Explanation-Guided Reward Alignment

Saaduddin Mahmud, Sandhya Saisubramanian, Shlomo Zilberstein

Proceedings of the Thirty-Second International Joint Conference on Artificial Intelligence
Main Track. Pages 473-482. https://doi.org/10.24963/ijcai.2023/53

Agents often need to infer a reward function from observations to learn desired behaviors. However, agents may infer a reward function that does not align with the original intent because there can be multiple reward functions consistent with its observations. Operating based on such misaligned rewards can be risky. Furthermore, black-box representations make it difficult to verify the learned rewards and prevent harmful behavior. We present a framework for verifying and improving reward alignment using explanations and show how explanations can help detect misalignment and reveal failure cases in novel scenarios. The problem is formulated as inverse reinforcement learning from ranked trajectories.

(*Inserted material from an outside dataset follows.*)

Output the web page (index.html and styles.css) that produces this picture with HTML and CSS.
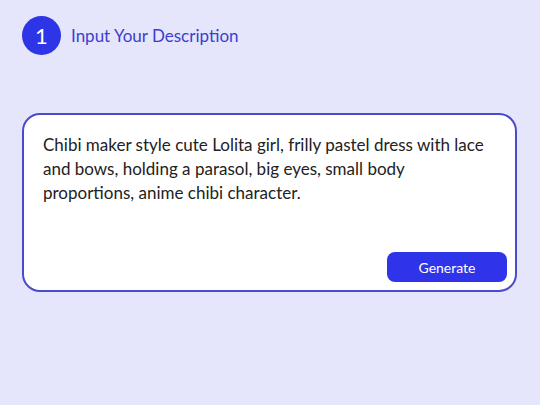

Verification tests created from the trajectory dataset are used to iteratively validate and improve reward alignment. The agent explains its learned reward and a tester signals whether the explanation passes the test. In cases where the explanation fails, the agent offers alternative explanations to gather feedback, which is then used to improve the learned reward. We analyze the efficiency of our approach in improving reward alignment using different types of explanations and demonstrate its effectiveness in five domains.
Keywords:
AI Ethics, Trust, Fairness: ETF: Safety and robustness
AI Ethics, Trust, Fairness: ETF: Explainability and interpretability
Machine Learning: ML: Reinforcement learning